Sunday, March 9, 2008

Dollar Falls as Traders Start to Bet Fed Will Cut Rates to 2%


The dollar fell toward an eight- year low against the yen as traders started to bet the Federal Reserve will lower interest rates by 1 percentage point to avoid a recession.

The currency also approached a record low versus the euro before reports this week that will probably show cooling U.S. retail sales and waning consumer confidence. Futures indicated 6 percent odds that the Fed will cut rates to 2 percent on March 18. The yen rose as foreign-exchange traders said the Bank of Japan won't intervene in currency markets.

``The Fed will be forced to lower rates down to 2 percent amid the slowing economy,'' said Yuji Saito, head of foreign- exchange sales in Tokyo at Societe Generale SA, France's second- largest bank by market value. ``I expect the dollar to fall below 100 yen this week.''

The dollar slipped to 102.10 yen at 2:24 p.m. in Tokyo from 102.67 yen on March 7, when it slid to 101.43, the lowest since January 2000. It also weakened to $1.5386 per euro from $1.5355 late last week, when it touched $1.5459 a euro, the weakest level since the European single currency's debut in 1999.

Malaysia's ringgit fell 1 percent to 3.1990 against the dollar, the biggest drop since June 8, 2007, after the ruling coalition government lost its two-thirds majority at weekend elections. The yen advanced 0.4 percent to 157.13 per euro, as the Cabinet Office said Japan's equipment orders jumped 19.6 percent in January, the fastest pace in more than seven years.
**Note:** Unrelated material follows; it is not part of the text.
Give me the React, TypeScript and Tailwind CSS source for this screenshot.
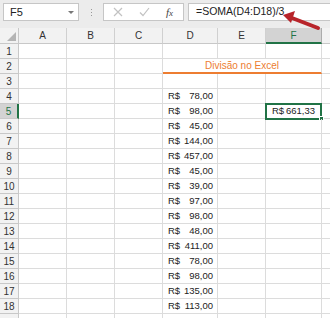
import React from 'react';

const valores = [
  null, null, null,
  '78,00', '98,00', '45,00', '144,00', '457,00', '45,00', '39,00',
  '97,00', '98,00', '48,00', '411,00', '78,00', '98,00', '135,00', '113,00',
  null,
];

const colunas = [
  { nome: 'A', w: 'w-[48px]' },
  { nome: 'B', w: 'w-[48px]' },
  { nome: 'C', w: 'w-[48px]' },
  { nome: 'D', w: 'w-[55px]' },
  { nome: 'E', w: 'w-[48px]' },
  { nome: 'F', w: 'w-[56px]' },
];

function Moeda({ valor }: { valor: string }) {
  return (
    <div className="flex h-full items-center justify-between pl-[5px] pr-[4px] text-[9.5px]">
      <span>R$</span>
      <span>{valor}</span>
    </div>
  );
}

export default function App() {
  return (
    <div
      className="relative h-[318px] w-[330px] overflow-hidden bg-white text-[10px] text-[#222]"
      style={{ fontFamily: '"Liberation Sans", Arial, sans-serif' }}
    >
      {/* Barra de fórmulas */}
      <div className="h-[28px] bg-[#ececec] pt-[3px]">
        <div className="flex h-[18px] items-stretch">
          <div className="ml-[3px] flex w-[76px] items-center justify-between border border-[#c6c6c6] bg-white pl-[6px] pr-[4px] text-[11px]">
            <span>F5</span>
            <span className="h-0 w-0 border-x-[3px] border-t-[3px] border-x-transparent border-t-[#777]" />
          </div>
          <div className="flex w-[24px] flex-col items-center justify-center gap-[2px]">
            <span className="h-[1px] w-[1px] bg-[#999]" />
            <span className="h-[1px] w-[1px] bg-[#999]" />
            <span className="h-[1px] w-[1px] bg-[#999]" />
          </div>
          <div className="flex w-[81px] items-center border border-[#c6c6c6] bg-white">
            <svg width="10" height="10" viewBox="0 0 10 10" className="ml-[9px]">
              <path d="M1 1 L9 9 M9 1 L1 9" stroke="#c2c2c2" strokeWidth="1.2" />
            </svg>
            <svg width="11" height="10" viewBox="0 0 11 10" className="ml-[16px]">
              <path d="M1 5.5 L4 8.5 L10 1" stroke="#c2c2c2" strokeWidth="1.2" fill="none" />
            </svg>
            <span
              className="ml-[16px] text-[11px] italic text-[#444]"
              style={{ fontFamily: '"Liberation Serif", serif' }}
            >
              f<span className="text-[9px]">x</span>
            </span>
          </div>
          <div className="ml-[4px] flex flex-1 items-center border border-[#c6c6c6] border-r-0 bg-white pl-[7px] text-[10.5px]">
            =SOMA(D4:D18)/3
          </div>
        </div>
      </div>

      {/* Cabeçalho das colunas */}
      <div className="flex h-[16px] bg-[#f2f2f2]">
        <div className="relative w-[19px] border-r border-b border-[#c8c8c8]">
          <span className="absolute bottom-[2px] right-[2px] h-0 w-0 border-b-[9px] border-l-[9px] border-b-[#b4b4b4] border-l-transparent" />
        </div>
        {colunas.map((c) => (
          <div
            key={c.nome}
            className={
              c.nome === 'F'
                ? `${c.w} flex items-center justify-center border-r border-b-2 border-r-[#ababab] border-b-[#217346] bg-[#d3d3d3] text-[#217346]`
                : `${c.w} flex items-center justify-center border-r border-b border-r-[#d0d0d0] border-b-[#c8c8c8] text-[#333]`
            }
          >
            {c.nome}
          </div>
        ))}
        <div className="flex-1 border-b border-[#c8c8c8]" />
      </div>

      {/* Linhas */}
      {valores.map((v, i) => {
        const linha = i + 1;
        const ativa = linha === 5;
        return (
          <div key={linha} className="flex h-[15px]">
            <div
              className={
                ativa
                  ? 'flex w-[19px] items-center justify-center border-r-2 border-b border-r-[#217346] border-b-[#c8c8c8] bg-[#d3d3d3] text-[#217346]'
                  : 'flex w-[19px] items-center justify-center border-r border-b border-[#c8c8c8] bg-[#f2f2f2] text-[#333]'
              }
            >
              {linha < 19 ? linha : null}
            </div>
            <div className="w-[48px] border-r border-b border-[#dcdcdc]" />
            <div className="w-[48px] border-r border-b border-[#dcdcdc]" />
            <div className="w-[48px] border-r border-b border-[#dcdcdc]" />
            {linha === 2 ? (
              <div className="flex w-[159px] items-center justify-center border-r border-b-2 border-r-[#dcdcdc] border-b-[#ed7d31] text-[#ed7d31]">
                Divisão no Excel
              </div>
            ) : (
              <>
                <div className="w-[55px] border-r border-b border-[#dcdcdc]">
                  {v && <Moeda valor={v} />}
                </div>
                <div className="w-[48px] border-r border-b border-[#dcdcdc]" />
                <div className="relative w-[56px] border-r border-b border-[#dcdcdc]">
                  {ativa && (
                    <>
                      <div className="flex h-full items-center justify-between pl-[6px] pr-[6px] text-[9.5px]">
                        <span>R$</span>
                        <span>661,33</span>
                      </div>
                      <span className="absolute -left-[1px] -top-[1px] h-[17px] w-[57px] border-2 border-[#217346]" />
                      <span className="absolute -bottom-[3px] -right-[3px] h-[5px] w-[5px] border border-white bg-[#217346]" />
                    </>
                  )}
                </div>
              </>
            )}
            <div className="flex-1 border-b border-[#dcdcdc]" />
          </div>
        );
      })}

      {/* Seta vermelha */}
      <svg
        className="absolute left-[278px] top-[10px]"
        width="46"
        height="24"
        viewBox="0 0 46 24"
      >
        <path d="M40 18 L14 8" stroke="#b8242a" strokeWidth="4" strokeLinecap="round" />
        <path d="M5 5 L17 1 L13 13 Z" fill="#b8242a" />
      </svg>
    </div>
  );
}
The U.S. currency declined to $2.0195 against the pound from $2.0134 on March 7, when it slumped to $2.0217, the lowest since Dec. 18. The dollar also dropped to 92.77 cents versus the Australian dollar from 92.68. It fell 0.5 percent to 1.0199 against the Swiss franc.

`Downside Risks'

``The deterioration in the U.S. economic outlook raises downside risks for dollar-yen,'' Tohru Sasaki, chief currency strategist in Tokyo at JPMorgan Chase & Co., the third-largest U.S. bank, wrote in a research note today. The dollar may fall to 98 yen this month, Sasaki forecast.

Futures on the Chicago Board of Trade show traders on March 7 saw no chance the Fed will lower its target rate by 1 percentage point this month. They now see a 94 percent chance of a 75 basis point cut with remaining odds on a larger reduction.

The dollar slid before a Commerce Department report on March 13 that is forecast by economists surveyed by Bloomberg News to show growth in spending at U.S. retailers slowed in February. A separate industry report the next day will probably show consumer confidence fell this month to a 16-year low.

Toyota, Sony

Japanese authorities sold the currency on all four occasions since 1995 when the yen approached the 100 mark in a bid to support exporters from Toyota Motor Corp. to Sony Corp. When the yen strengthened to the eight-year high last week Finance Minister Fukushiro Nukaga stopped short of signaling that officials are concerned, only saying the government needs to watch currency moves ``carefully.''

``When I intervened, the U.S. agreed to it,'' said Eisuke Sakakibara, dubbed ``Mr. Yen'' for his ability to influence the foreign exchange market as Japan's top currency official from 1997 to 1999. ``The U.S. now welcomes a gradual decline in the dollar and Treasury takes the position of Detroit. This is affecting how Japan is responding now.''

UBS Forecast Change

UBS AG, the world's second-largest foreign-exchange trader, raised its one-month forecast for the yen to 102.50 against the dollar and 160 per euro from a previous estimate of 106 a dollar and 164 a euro.

``There is a lot of focus on whether dollar-yen will break 100,'' Ashley Davies, a currency strategist in Singapore at UBS, wrote in a research note published on March 7. ``Our view is that while not impossible, risk aversion is already elevated, and the markets will be wary of intervention.''

Futures traders are the most confident since February 2004 that the yen will gain against the U.S. dollar, figures from the Washington-based Commodity Futures Trading Commission showed on March 7.

The difference in the number of wagers by hedge funds and other large speculators on an advance in the yen compared with those on a drop -- so-called net longs -- was 56,285 on March 4, compared with net longs of 34,289 a week earlier.

The yen was also supported as higher volatility discouraged so-called carry trades. One-month implied volatility for the yen rose to 15.25 percent today, compared with 15 percent on March 7. Traders quote the gauge of expectations for future currency swings as part of pricing options.

In carry trades, investors get funds in a country with low borrowing costs and invest in one with higher interest rates, earning the spread between them. The risk is that currency moves erase those profits.